The combined waste of the city’s three million inhabitants was being discharged untreated into the river every day. In the hot summers of the 1850s, the smell had got so bad that even the press began notice:
We can spread our name, and our fame, and our fructifying wealth to every part of the world, thundered the Illustrated London News, but we cannot clean the River Thames.
Other newspapers joined the assault; by 1858, the government was forced to act. A new bill was passed that laid the foundations for the comprehensive sewage system that would effectively deal with problem.
Of course, many factors influenced the vote—not least that Parliament was sited right next to the foul-smelling waterway—but pressure from the press was decisive.
Fast forward a century and a half, and once again we are facing water crises across the globe. Pollution remains an issue for many cities, but rural communities are also suffering: floods and droughts still dominate the lives of far too many farmers. Curiously, much of the mass media remains largely disengaged from the problem: disastrous extremes get covered, of course, but discussions of long-term challenges and solutions are in short supply.
This is especially true in the Indus River Basin.
Although the river is shared by China, India, Afghanistan, and Nepal, it is in Pakistan that the river dominates the national conversation on water. The country’s food production is almost entirely reliant on the waters in the Indus Basin, and it feeds the largest contiguous canal irrigation system in world.
However, the basin is deep trouble. As the population grows, periodic water scarcity is becoming a reality for many smallholders. The wetlands that used to thrive in the delta are dying. Inter-state rivalry over water, coupled with a lack of effective management and planning is compounding the issue. Climate change will bring even greater uncertainty.
Action is desperately needed, but public concern seems marginal. Could Pakistan’s rambunctious media make a difference?
South Asia is one of the few areas of the world where mainstream media is growing. Newspaper circulations are climbing, access to TV is channels widening, and all this is happening at the same time as a huge expansion in social and online media. The potential exists to use this burgeoning influence to energize the debate on water resources.

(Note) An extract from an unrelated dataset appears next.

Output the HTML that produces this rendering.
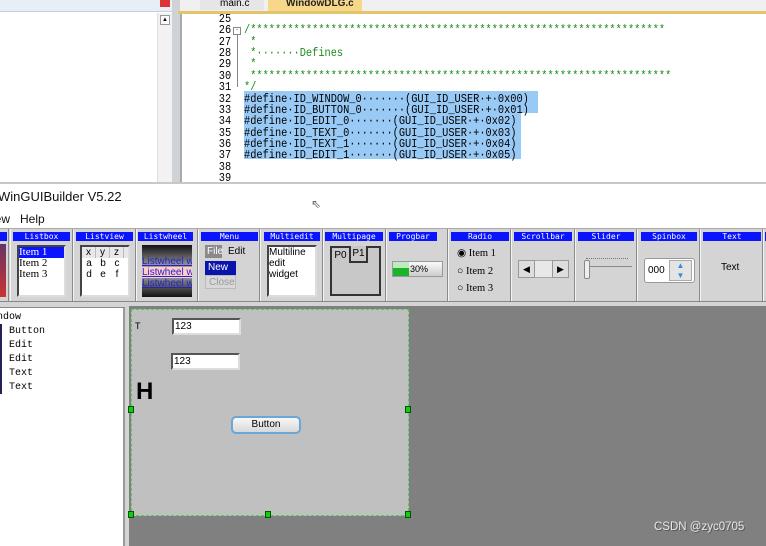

To explore the possibilities, IWMI and its partner The Third Pole convened a media dialogue between journalists and water experts in Bhurban, just outside of Islamabad.
Discussions were lively and wide-ranging. All agreed that Pakistan’s water problems were acute, and there was certainly no lack of passion in the room. Still, both parties felt that the other side could do more to advance the debate.
The water experts, for instance, were wary of the media’s tendency to simplify issues. The accusation that some elements of the media were a little too eager to blame India for all manner of water woes was made more than once.
On the whole, however, the engagement was constructive with participants optimistic that progress could be made.
“Since the floods of 2010 journalists are making an increasing link between floods, droughts and climate change,” said Rina Saeed Khan, a freelance environmental correspondent. “It’s becoming more of a mainstream issue.”
However like many other journalists present, she felt frustrated by a lack of information untainted by political bias.
“In Pakistan we don’t really get too many credible independent scientific experts,” she said. “For officials, it’s somehow a state secret if you try to get information on how much water is being used”
In fact, the water specialists shared many of the same frustrations as the journalists, but still welcomed interrogation by the media.
“It’s very important that the issues around water which are very critical for the country are explained more broadly,” said Arif Anwar, head of IWMI’s Pakistan office. “It’s about finding that middle ground. We need reporting on the depth of the issues – issues that are perhaps long term, issues that don’t immediately conjure up visuals but are critical nonetheless. Those are things that we need to get all segments of society talking about.”
The lessons of history may be useful here. In the case of the Thames clean-up, it was the press who had given the problem its name: The Great Stink. Once labelled, it entered public consciousness and accelerated the process of change. Perhaps the Pakistani press needs to come up with a headline for the country’s water challenges that will resonate similarly.
As Arif Anwar says, “There is a stalemate, and we’ve got find ways to break it.”
The Indus Dialogues took place in Bhurban, Pakistan, on 26 and 27 May 2016 as part of the Informing Change in the Indus Basin project funded by the UK’s Department for International Development, part of the CGIAR Research Program on Water Land and Ecosystems.